If there’s anything you take away from this article, it’s that Highland Park have a mighty busy 2017 ahead of them. They’ve taken their Viking brand story and ran with it and you should expect quite a bit of noise coming from the Orkney distillery in the near future. And I, for one, am listening intently.

#VikingSoul

Tiger

 

Comments

  1. Hi there,

    needless case of form over substance. Which is sad because the Orkney malts do have substance.

    Greetings
    kallaskander

  2. Nice bottles..but unfortunately the whisky is crap which has been kinda suspected. The last bottles of HP I’ll be buying. Saga of toothless warriors continues..

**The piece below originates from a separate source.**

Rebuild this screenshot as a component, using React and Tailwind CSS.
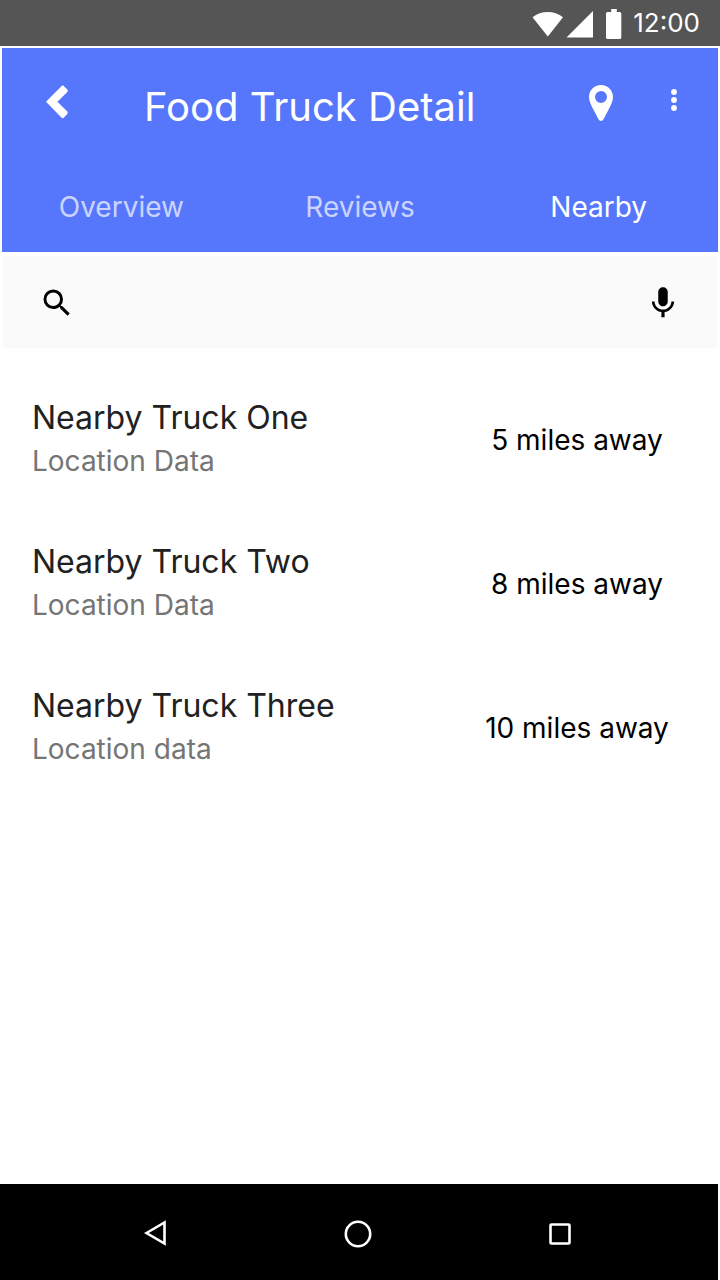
const TABS = ["Overview", "Reviews", "Nearby"];

const TRUCKS = [
  { name: "Nearby Truck One", location: "Location Data", distance: "5 miles away" },
  { name: "Nearby Truck Two", location: "Location Data", distance: "8 miles away" },
  { name: "Nearby Truck Three", location: "Location data", distance: "10 miles away" },
];

function StatusBar() {
  return (
    <div className="flex h-[46px] items-center justify-end gap-2.5 bg-[#555555] pr-5 text-white">
      <svg className="mt-0.5" width="91" height="30" viewBox="0 0 91 30" fill="currentColor" aria-hidden="true">
        <path d="M0.5 8.3C9 1.3 22.500 1.300 31 8.300L15.800 27.500Z" />
        <path d="M61 2V28.500H34.500Z" />
        <path d="M79.200 0h5.600v3h3a1.500 1.500 0 0 1 1.500 1.500v24a1.500 1.500 0 0 1-1.500 1.500H75.500a1.500 1.500 0 0 1-1.500-1.500v-24A1.500 1.500 0 0 1 75.500 3h3.700z" />
      </svg>
      <time className="text-[26px] leading-[30px]">12:00</time>
    </div>
  );
}

function Header() {
  return (
    <header className="mx-0.5 mt-0.5 bg-[#5677fc] text-white">
      <div className="flex h-[116px] items-center justify-between pr-5">
        <div className="flex items-center gap-11">
          <button type="button" aria-label="Back" className="flex h-14 items-center pb-2 pl-11">
            <svg width="22" height="34" viewBox="0 0 22 34" fill="currentColor" aria-hidden="true">
              <path d="M0 16.800L15.900 0.700Q16.700 0 17.500 0.700L21.600 4.800V6.800L11.400 16.800L21.600 26.800V28.800L17.500 33Q16.700 33.700 15.900 33Z" />
            </svg>
          </button>
          <h1 className="pt-0.5 pl-8 text-[40px] leading-[48px]">Food Truck Detail</h1>
        </div>
        <div className="flex items-center gap-[37px]">
          <button type="button" aria-label="Show on map" className="flex h-14 items-center pb-1.5">
            <svg width="24" height="36" viewBox="0 0 24 36" fill="currentColor" aria-hidden="true">
              <path fillRule="evenodd" d="M12 0C5.200 0 0 5.400 0 12c0 3.500 1.600 6.900 3.200 10.200L9.600 34.600Q10.400 36 12 36t2.400-1.400L20.800 22.200C22.400 18.900 24 15.500 24 12 24 5.400 18.800 0 12 0zm0 6a6 6 0 1 1 0 12 6 6 0 0 1 0-12z" />
            </svg>
          </button>
          <button type="button" aria-label="More options" className="flex h-14 w-12 items-center justify-center pb-3">
            <svg width="6" height="22" viewBox="0 0 6 22" fill="currentColor" aria-hidden="true">
              <circle cx="3" cy="3" r="2.900" />
              <circle cx="3" cy="11" r="2.900" />
              <circle cx="3" cy="19" r="2.900" />
            </svg>
          </button>
        </div>
      </div>
      <nav className="grid h-[88px] grid-cols-3 pb-0.5">
        {TABS.map((tab) => (
          <a
            key={tab}
            href={`#${tab.toLowerCase()}`}
            aria-current={tab === "Nearby" ? "page" : undefined}
            className="flex items-center justify-center text-[28px] leading-9 text-white/70 aria-[current=page]:text-white"
          >
            {tab}
          </a>
        ))}
      </nav>
    </header>
  );
}

function SearchBar() {
  return (
    <form role="search" className="mx-0.5 mt-1 flex h-[92px] items-center gap-4 rounded-sm bg-[#fafafa] pt-0.5 pr-9 pl-[37px] text-black">
      <label htmlFor="search" aria-label="Search" className="shrink-0">
        <svg width="36" height="36" viewBox="0 0 24 24" fill="currentColor" aria-hidden="true">
          <path d="M15.500 14h-.79l-.28-.27A6.471 6.471 0 0 0 16 9.500 6.500 6.500 0 1 0 9.500 16c1.610 0 3.090-.59 4.230-1.570l.27.28v.79l5 4.990L20.490 19l-4.990-5zm-6 0C7.010 14 5 11.990 5 9.500S7.010 5 9.500 5 14 7.010 14 9.500 11.990 14 9.500 14z" />
        </svg>
      </label>
      <input id="search" type="search" className="h-14 min-w-0 flex-1 bg-transparent text-[28px] outline-none" />
      <button type="button" aria-label="Search by voice">
        <svg width="38" height="38" viewBox="0 0 24 24" fill="currentColor" aria-hidden="true">
          <path d="M12 14c1.660 0 2.990-1.340 2.990-3L15 5c0-1.660-1.340-3-3-3S9 3.340 9 5v6c0 1.660 1.340 3 3 3zm5.300-3c0 3-2.540 5.100-5.300 5.100S6.700 14 6.700 11H5c0 3.410 2.720 6.230 6 6.720V21h2v-3.280c3.280-.48 6-3.300 6-6.720h-1.700z" />
        </svg>
      </button>
    </form>
  );
}

function TruckList() {
  return (
    <ul className="flex-1 pt-5">
      {TRUCKS.map((truck) => (
        <li key={truck.name} className="flex h-36 items-center justify-between px-8">
          <div className="pb-0.5">
            <h2 className="text-[32px] leading-[44px] text-[#212121]">{truck.name}</h2>
            <p className="text-[28px] leading-[42px] text-[#757575]">{truck.location}</p>
          </div>
          <p className="w-[222px] text-center text-[28px] leading-9 text-black">{truck.distance}</p>
        </li>
      ))}
    </ul>
  );
}

function SystemNav() {
  return (
    <footer className="mr-0.5 flex h-24 items-center justify-center gap-[152px] bg-black pt-1 pr-0.5 text-white">
      <button type="button" aria-label="System back">
        <svg width="50" height="50" viewBox="0 0 50 50" fill="none" stroke="currentColor" strokeWidth="2.600" aria-hidden="true">
          <path d="M15.500 24L33.500 13.500V34.500Z" />
        </svg>
      </button>
      <button type="button" aria-label="Home">
        <svg width="50" height="50" viewBox="0 0 50 50" fill="none" stroke="currentColor" strokeWidth="2.600" aria-hidden="true">
          <circle cx="25" cy="25" r="12.200" />
        </svg>
      </button>
      <button type="button" aria-label="Recent apps">
        <svg width="50" height="50" viewBox="0 0 50 50" fill="none" stroke="currentColor" strokeWidth="2.600" aria-hidden="true">
          <rect x="15.500" y="15.500" width="19" height="19" rx="1" />
        </svg>
      </button>
    </footer>
  );
}

export default function App() {
  return (
    <div className="flex min-h-screen flex-col bg-white font-['Inter',sans-serif]">
      <StatusBar />
      <Header />
      <SearchBar />
      <TruckList />
      <SystemNav />
    </div>
  );
}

  3. It’s too bad with all of the excitement around re-branding, producers – HP included – haven’t figured out how to square the circle of age apparently mattering with some expressions yet not with others… even though all expressions are, quite intentionally, aged. Does the NAS label supposedly turn age effects on and off? For all the “analysis” here, it’s a point that whisky commentators continue to ignore. People are worrying far too much about what they know about Norse mythology and not enough about what they know about whisky.